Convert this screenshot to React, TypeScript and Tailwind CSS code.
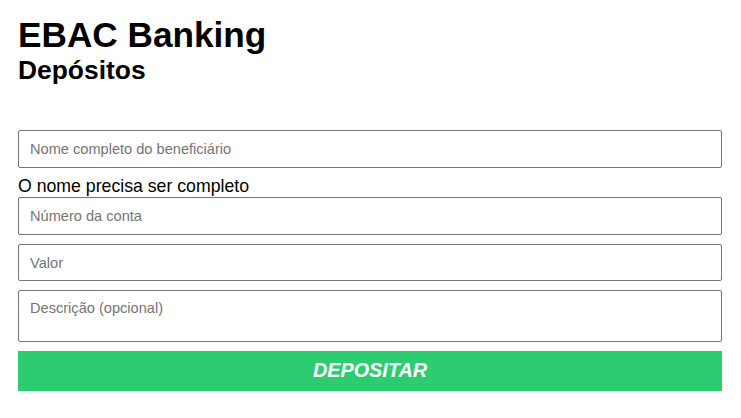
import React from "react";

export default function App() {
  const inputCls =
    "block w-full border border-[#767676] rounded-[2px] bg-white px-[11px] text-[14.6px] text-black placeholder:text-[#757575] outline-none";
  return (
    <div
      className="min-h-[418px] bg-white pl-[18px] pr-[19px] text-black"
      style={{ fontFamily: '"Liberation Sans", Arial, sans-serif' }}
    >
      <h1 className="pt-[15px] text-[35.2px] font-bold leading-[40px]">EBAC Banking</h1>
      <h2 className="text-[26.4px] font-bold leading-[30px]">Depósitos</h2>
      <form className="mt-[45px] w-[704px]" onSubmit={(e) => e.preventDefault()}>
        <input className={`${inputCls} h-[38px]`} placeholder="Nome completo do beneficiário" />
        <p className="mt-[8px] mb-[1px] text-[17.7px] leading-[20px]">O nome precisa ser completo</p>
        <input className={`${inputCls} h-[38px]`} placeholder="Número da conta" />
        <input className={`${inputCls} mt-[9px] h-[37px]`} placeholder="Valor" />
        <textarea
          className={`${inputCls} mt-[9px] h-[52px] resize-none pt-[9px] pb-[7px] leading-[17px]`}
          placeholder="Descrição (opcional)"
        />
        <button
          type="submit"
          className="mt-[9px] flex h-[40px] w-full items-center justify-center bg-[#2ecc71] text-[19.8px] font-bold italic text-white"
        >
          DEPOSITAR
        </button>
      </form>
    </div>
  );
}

+ + +

**STATED PROBLEM:** Please repeat exactly the data above from its first line to the line that contains "import React from", inclusive, and leave every picture out.

**THE SOLUTION:**
Convert this screenshot to React, TypeScript and Tailwind CSS code.
import React from "react";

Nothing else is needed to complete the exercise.